* WHAT YOU NEED TO DO
Go through the data below and gather each line containing "index".

* GIVEN INFORMATION

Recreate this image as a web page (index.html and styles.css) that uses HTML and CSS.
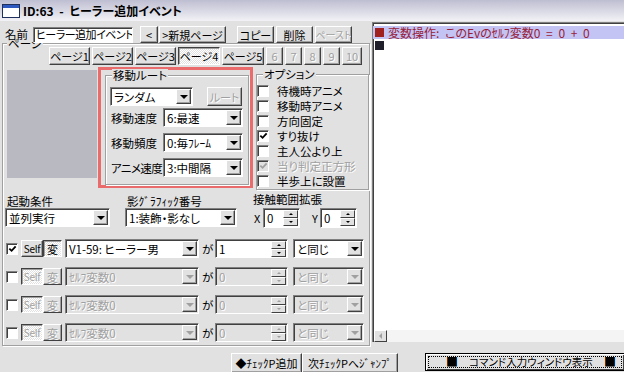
FILE: index.html
```html
<!DOCTYPE html>
<html lang="ja">
<head>
<meta charset="UTF-8">
<title>ID:63 - ヒーラー追加イベント</title>
<link rel="stylesheet" href="styles.css">
</head>
<body>
<div class="titlebar">
  <svg class="appicon" width="18" height="14" viewBox="0 0 18 14"><rect x="0.5" y="0.5" width="17" height="13" fill="#fff" stroke="#20305c"/><rect x="1" y="1" width="16" height="3" fill="#2c58c0"/></svg>
  <span class="title-text">ID:63 - ヒーラー追加イベント</span>
</div>
<div class="main">
  <div class="editor">
    <div class="namebar">
      <span class="name-label">名前</span>
      <div class="field name-field">ヒーラー追加イベント</div>
      <span class="btn nb-prev">&lt;</span>
      <span class="btn nb-new">&gt;新規ページ</span>
      <span class="btn nb-copy">コピー</span>
      <span class="btn nb-del">削除</span>
      <span class="btn nb-paste off">ペースト</span>
    </div>
    <div class="group pagebox">
      <span class="group-title">ページ</span>
      <div class="tabs">
        <span class="btn tab">ページ1</span>
        <span class="btn tab">ページ2</span>
        <span class="btn tab">ページ3</span>
        <span class="btn tab wide on">ページ4</span>
        <span class="btn tab wide">ページ5</span>
        <span class="btn tab num off">6</span>
        <span class="btn tab num off">7</span>
        <span class="btn tab num off">8</span>
        <span class="btn tab num off">9</span>
        <span class="btn tab num ten off">10</span>
      </div>
      <div class="upper">
        <div class="graphic"></div>
        <div class="route-frame">
          <div class="group route">
            <span class="group-title">移動ルート</span>
            <div class="route-top">
              <div class="combo route-type"><span class="combo-text">ランダム</span><span class="drop"></span></div>
              <span class="btn off route-btn">ルート</span>
            </div>
            <div class="route-row first"><span class="route-label">移動速度</span><div class="combo route-val"><span class="combo-text">6:最速</span><span class="drop"></span></div></div>
            <div class="route-row"><span class="route-label">移動頻度</span><div class="combo route-val"><span class="combo-text">0:毎ﾌﾚｰﾑ</span><span class="drop"></span></div></div>
            <div class="route-row"><span class="route-label tight">アニメ速度</span><div class="combo route-val"><span class="combo-text">3:中間隔</span><span class="drop"></span></div></div>
          </div>
        </div>
        <div class="group options">
          <span class="group-title">オプション</span>
          <div class="opt"><span class="check"></span>待機時アニメ</div>
          <div class="opt"><span class="check"></span>移動時アニメ</div>
          <div class="opt"><span class="check"></span>方向固定</div>
          <div class="opt"><span class="check"><svg width="10" height="10" viewBox="0 0 10 10"><path d="M1.5 4.5 L4 7 L8.5 2" fill="none" stroke="#000" stroke-width="2"/></svg></span>すり抜け</div>
          <div class="opt"><span class="check"></span>主人公より上</div>
          <div class="opt off"><span class="check dim"><svg width="10" height="10" viewBox="0 0 10 10"><path d="M1.5 4.5 L4 7 L8.5 2" fill="none" stroke="#a0a0a0" stroke-width="2"/></svg></span>当り判定正方形</div>
          <div class="opt"><span class="check"></span>半歩上に設置</div>
        </div>
      </div>
      <div class="triggers">
        <div class="trig trig-start">
          <span class="trig-label">起動条件</span>
          <div class="combo"><span class="combo-text">並列実行</span><span class="drop"></span></div>
        </div>
        <div class="trig trig-shadow">
          <span class="trig-label">影ｸﾞﾗﾌｨｯｸ番号</span>
          <div class="combo"><span class="combo-text">1:装飾・影なし</span><span class="drop"></span></div>
        </div>
        <div class="trig trig-range">
          <span class="trig-label">接触範囲拡張</span>
          <div class="xy">
            <span class="axis">X</span>
            <div class="spin xy-spin"><span class="spin-text">0</span><span class="updown"><i class="up"></i><i class="down"></i></span></div>
            <span class="axis axis-y">Y</span>
            <div class="spin xy-spin"><span class="spin-text">0</span><span class="updown"><i class="up"></i><i class="down"></i></span></div>
          </div>
        </div>
      </div>
      <div class="conds">
        <div class="cond">
          <span class="check"><svg width="10" height="10" viewBox="0 0 10 10"><path d="M1.5 4.5 L4 7 L8.5 2" fill="none" stroke="#000" stroke-width="2"/></svg></span>
          <span class="btn self">Self</span><span class="btn var on">変</span>
          <div class="combo cond-var"><span class="combo-text">V1-59: ヒーラー男</span><span class="drop"></span></div>
          <span class="ga">が</span>
          <div class="spin cond-num"><span class="spin-text">1</span><span class="updown"><i class="up"></i><i class="down"></i></span></div>
          <div class="combo cond-op"><span class="combo-text">と同じ</span><span class="drop"></span></div>
        </div>
        <div class="cond">
          <span class="check"></span>
          <span class="btn self on off">Self</span><span class="btn var off">変</span>
          <div class="combo cond-var dis"><span class="combo-text">ｾﾙﾌ変数0</span><span class="drop"></span></div>
          <span class="ga">が</span>
          <div class="spin cond-num dis"><span class="spin-text">0</span><span class="updown"><i class="up"></i><i class="down"></i></span></div>
          <div class="combo cond-op dis"><span class="combo-text">と同じ</span><span class="drop"></span></div>
        </div>
        <div class="cond">
          <span class="check"></span>
          <span class="btn self on off">Self</span><span class="btn var off">変</span>
          <div class="combo cond-var dis"><span class="combo-text">ｾﾙﾌ変数0</span><span class="drop"></span></div>
          <span class="ga">が</span>
          <div class="spin cond-num dis"><span class="spin-text">0</span><span class="updown"><i class="up"></i><i class="down"></i></span></div>
          <div class="combo cond-op dis"><span class="combo-text">と同じ</span><span class="drop"></span></div>
        </div>
        <div class="cond">
          <span class="check"></span>
          <span class="btn self on off">Self</span><span class="btn var off">変</span>
          <div class="combo cond-var dis"><span class="combo-text">ｾﾙﾌ変数0</span><span class="drop"></span></div>
          <span class="ga">が</span>
          <div class="spin cond-num dis"><span class="spin-text">0</span><span class="updown"><i class="up"></i><i class="down"></i></span></div>
          <div class="combo cond-op dis"><span class="combo-text">と同じ</span><span class="drop"></span></div>
        </div>
      </div>
    </div>
  </div>
  <div class="eventlist">
    <div class="ev-rows">
      <div class="ev sel"><span class="ev-mark"></span>変数操作: このEvのｾﾙﾌ変数0 = 0 + 0</div>
      <div class="ev"><span class="ev-mark end"></span></div>
    </div>
    <div class="hscroll"><span class="sb-btn"></span><span class="sb-track"></span></div>
  </div>
</div>
<div class="footer">
  <span class="btn foot-add">◆ﾁｪｯｸP追加</span>
  <span class="btn foot-jump">次ﾁｪｯｸPへｼﾞｬﾝﾌﾟ</span>
  <div class="cmd"><div class="cmd-inner"><span class="sq">■</span><span>コマンド入力ウィンドウ表示</span><span class="sq">■</span></div></div>
</div>
</body>
</html>
```

FILE: styles.css
```css
*{margin:0;padding:0;box-sizing:border-box;}
body{width:624px;height:372px;overflow:hidden;background:#e1e1e1;color:#000;font:11.5px/14px "Noto Sans CJK JP","Noto Sans",sans-serif;font-feature-settings:"palt";}

/* title bar */
.titlebar{height:21px;display:flex;align-items:center;padding:1px 0 0 2px;background:linear-gradient(#bebed2,#f2f2f6);}
.appicon{margin-right:3px;}
.title-text{font-weight:bold;font-size:12px;word-spacing:3px;}

.main{display:flex;height:326px;}
.editor{width:372px;flex:none;}

/* common widgets */
.btn{display:flex;align-items:center;justify-content:center;height:17px;background:#e1e1e1;border:1px solid;border-color:#fff #404040 #404040 #fff;box-shadow:inset -1px -1px #a0a0a0;white-space:nowrap;font-size:11px;flex:none;overflow:hidden;}
.btn.on{border-color:#404040 #fff #fff #404040;box-shadow:inset 1px 1px #a0a0a0;background:repeating-conic-gradient(#fff 0 25%,#e1e1e1 0 50%) 0 0/2px 2px;}
.off{color:#a0a0a0;text-shadow:1px 1px #fff;}
.field{background:#fff;border:1px solid;border-color:#808080 #fff #fff #808080;box-shadow:inset 1px 1px #404040;}

.group{border:1px solid #a0a0a0;box-shadow:inset 1px 1px #fff,1px 1px #fff;flex:none;}
.group-title{display:block;width:max-content;margin:-7px 0 0 4px;padding:0 1px;line-height:13px;background:#e1e1e1;}

.combo{display:flex;align-items:center;height:19px;padding:1px 1px 1px 2px;background:#fff;border:1px solid;border-color:#808080 #fff #fff #808080;box-shadow:inset 1px 1px #404040;flex:none;}
.combo-text{flex:1;padding-left:1px;white-space:nowrap;overflow:hidden;}
.drop{width:15px;height:15px;display:flex;align-items:center;justify-content:center;background:#e1e1e1;border:1px solid;border-color:#fff #404040 #404040 #fff;box-shadow:inset -1px -1px #a0a0a0;}
.drop::after{content:"";border-left:4px solid transparent;border-right:4px solid transparent;border-top:4px solid #000;}
.combo.dis{background:#e1e1e1;}
.combo.dis .combo-text{color:#a0a0a0;text-shadow:1px 1px #fff;}
.combo.dis .drop::after{border-top-color:#a0a0a0;}

.spin{display:flex;align-items:center;height:20px;padding:1px 1px 1px 2px;background:#fff;border:1px solid;border-color:#808080 #fff #fff #808080;box-shadow:inset 1px 1px #404040;flex:none;}
.spin-text{flex:1;padding-left:1px;}
.updown{display:flex;flex-direction:column;width:15px;height:16px;}
.updown i{flex:1;display:flex;align-items:center;justify-content:center;background:#e1e1e1;border:1px solid;border-color:#fff #404040 #404040 #fff;}
.updown .up::after{content:"";border-left:2px solid transparent;border-right:2px solid transparent;border-bottom:2px solid #000;}
.updown .down::after{content:"";border-left:2px solid transparent;border-right:2px solid transparent;border-top:2px solid #000;}
.spin.dis{background:#e1e1e1;}
.spin.dis .spin-text{color:#a0a0a0;text-shadow:1px 1px #fff;}
.spin.dis .updown i::after{border-top-color:#a0a0a0;border-bottom-color:#a0a0a0;}

.check{display:flex;align-items:center;justify-content:center;width:12px;height:12px;background:#fff;border:1px solid;border-color:#808080 #fff #fff #808080;box-shadow:inset 1px 1px #404040;flex:none;}
.check.dim{background:#e1e1e1;}
.check svg{margin:1px 0 0 1px;}

/* name row */
.namebar{position:relative;z-index:1;display:flex;align-items:flex-start;height:22px;}
.name-label{margin:6px 0 0 5px;width:28px;}
.name-field{width:100px;height:16px;margin-top:6px;padding-left:2px;line-height:13px;font-size:11px;letter-spacing:-0.5px;white-space:nowrap;overflow:hidden;}
.namebar .btn{margin-top:5px;}
.nb-prev{width:18px;margin-left:7px;}
.nb-new{width:67px;margin-left:1px;}
.nb-copy{width:37px;margin-left:11px;}
.nb-del{width:37px;margin-left:2px;}
.nb-paste{width:37px;margin-left:2px;font-size:10px;}

/* page frame */
.pagebox{width:368px;height:303px;margin-left:2px;}
.tabs{display:flex;gap:2px;margin:-3px 0 0 46px;}
.tab{width:41px;height:18px;}
.tab.wide{width:42px;}
.tab.num{width:17px;}
.tab.ten{width:20px;}

.upper{display:flex;align-items:flex-start;height:122px;margin-top:2px;}
.graphic{width:90px;height:108px;margin:3px 0 0 4px;background:#b9b9c1;}
.route-frame{width:155px;height:121px;margin-left:1px;border:3px solid #e96b6b;}
.route{width:144px;height:110px;margin:5px 0 0 4px;}
.route .group-title{margin-left:6px;}
.route-top{display:flex;align-items:center;margin:5px 0 0 4px;}
.route-type{width:83px;}
.route-btn{width:35px;height:19px;margin-left:14px;}
.route-row{display:flex;align-items:center;margin:6px 0 0 4px;}
.route-row.first{margin-top:2px;}
.route-label{width:53px;padding-left:1px;white-space:nowrap;}
.route-label.tight{letter-spacing:-0.6px;}
.route-val{width:80px;}

.options{width:113px;height:116px;margin:7px 0 0 3px;}
.options .group-title{margin-left:6px;}
.opt{display:flex;align-items:center;height:15px;white-space:nowrap;}
.opt .check{margin:0 8px 0 0;}
.options .group-title + .opt{margin-top:2px;}

/* start condition row */
.triggers{display:flex;height:35px;margin-top:4px;}
.trig{display:flex;flex-direction:column;}
.trig-label{height:15px;line-height:16px;padding-left:2px;white-space:nowrap;}
.trig-start{width:105px;margin-left:2px;}
.trig-shadow{width:112px;margin-left:15px;}
.trig-range{margin-left:16px;}
.trig-range .trig-label{line-height:12px;padding-left:0;}
.xy{display:flex;align-items:center;}
.axis{width:10px;padding-left:1px;font-size:11px;}
.axis-y{margin-left:11px;width:9px;}
.xy-spin{width:37px;}

/* page conditions */
.conds{display:flex;flex-direction:column;gap:9px;margin-top:11px;}
.cond{display:flex;align-items:center;height:19px;}
.cond .check{margin-left:3px;}
.self{width:22px;margin-left:3px;font-size:10px;letter-spacing:-0.3px;}
.var{width:19px;}
.cond-var{width:134px;margin-left:3px;}
.ga{width:11px;margin-left:3px;}
.cond-num{width:73px;margin-left:2px;height:19px;}
.cond-op{width:71px;margin-left:5px;}

/* event list */
.eventlist{flex:1;display:flex;flex-direction:column;margin:1px 0 5px;background:#fff;border-left:1px solid #808080;border-top:1px solid #808080;box-shadow:inset 1px 1px #404040;}
.ev-rows{flex:1;padding-top:3px;}
.ev{display:flex;align-items:center;height:13px;padding-left:2px;color:#981c38;font-size:12px;white-space:pre;word-spacing:3px;}
.ev.sel{background:#c4c4f4;}
.ev-mark{width:9px;height:9px;margin-right:4px;background:#a02020;}
.ev-mark.end{background:#20202c;}
.hscroll{display:flex;height:12px;margin-left:1px;}
.sb-btn{width:13px;display:flex;align-items:center;justify-content:center;background:#e1e1e1;border:1px solid;border-color:#fff #404040 #404040 #fff;}
.sb-btn::after{content:"";border-top:3px solid transparent;border-bottom:3px solid transparent;border-right:3px solid #a0a0a0;}
.sb-track{flex:1;background:#f4f4f4;}

/* bottom buttons */
.footer{display:flex;align-items:flex-start;height:25px;padding-top:6px;}
.foot-add{width:71px;height:20px;margin-left:231px;}
.foot-jump{width:96px;height:20px;}
.cmd{display:flex;width:200px;height:18px;margin-left:27px;border:1px solid #000;box-shadow:inset 1px 1px #fff,inset -1px -1px #404040;flex:none;font-size:10.5px;}
.cmd-inner{flex:1;display:flex;align-items:center;justify-content:space-between;margin:2px;padding:0 5px 0 17px;border:1px dotted #000;line-height:12px;}
.sq{font-size:12px;}
```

* TASK ANSWER
Recreate this image as a web page (index.html and styles.css) that uses HTML and CSS.
FILE: index.html
.namebar{position:relative;z-index:1;display:flex;align-items:flex-start;height:22px;}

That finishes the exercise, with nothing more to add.